D Generating Continuous Data
Until now, we’ve sidestepped the actual procedure for how a random outcome is actually generated. For the discrete case, we could get by with the “drawing from a hat” analogy. But this won’t get us far in the continuous case, because each outcome has 0 probability of occuring.
The idea is to convert a random number between 0 and 1 into an outcome. Going back to the discrete case, using the Mario Kart example, we can break the interval [0, 1] into sub-intervals with widths equal to their probabilities. Visually, this might look like the following:
We can make a similar plot for a Poisson(3) random variable (the y-axis is truncated because we can’t plot all infinite outcomes):
Indeed, this plot is nothing other than the quantile function! This idea extends to all random variables. If we want to generate an observation of a random variable \(Y\) with quantile function \(Q_Y\), just follow these two steps:
- Generate a number \(U\) completely at random between 0 and 1.

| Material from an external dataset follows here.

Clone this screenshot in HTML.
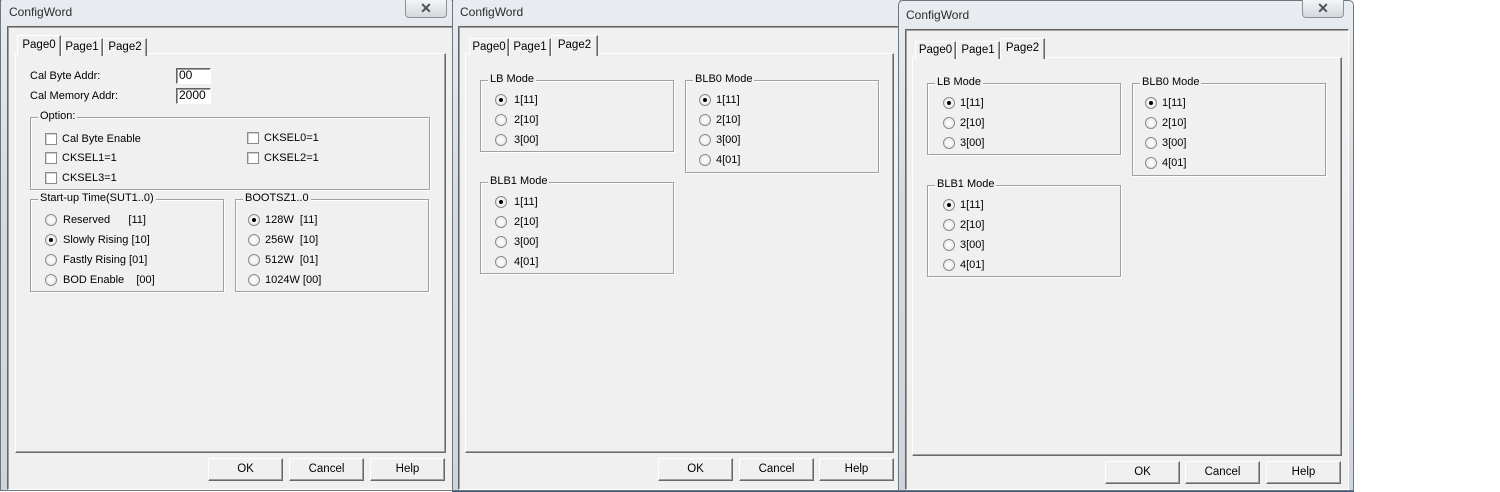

- Calculate the observation as \(Y = Q_Y(U)\).
For continuous random variables only, the opposite of this result also has important implications: if \(Y\) is a continuous random variable with cdf \(F_Y\), then \[F_Y(Y) \sim \text{Unif}(0,1).\] This is important for p-values in hypothesis testing (DSCI 552+), transformations, and copulas (optional question on your lab assignment).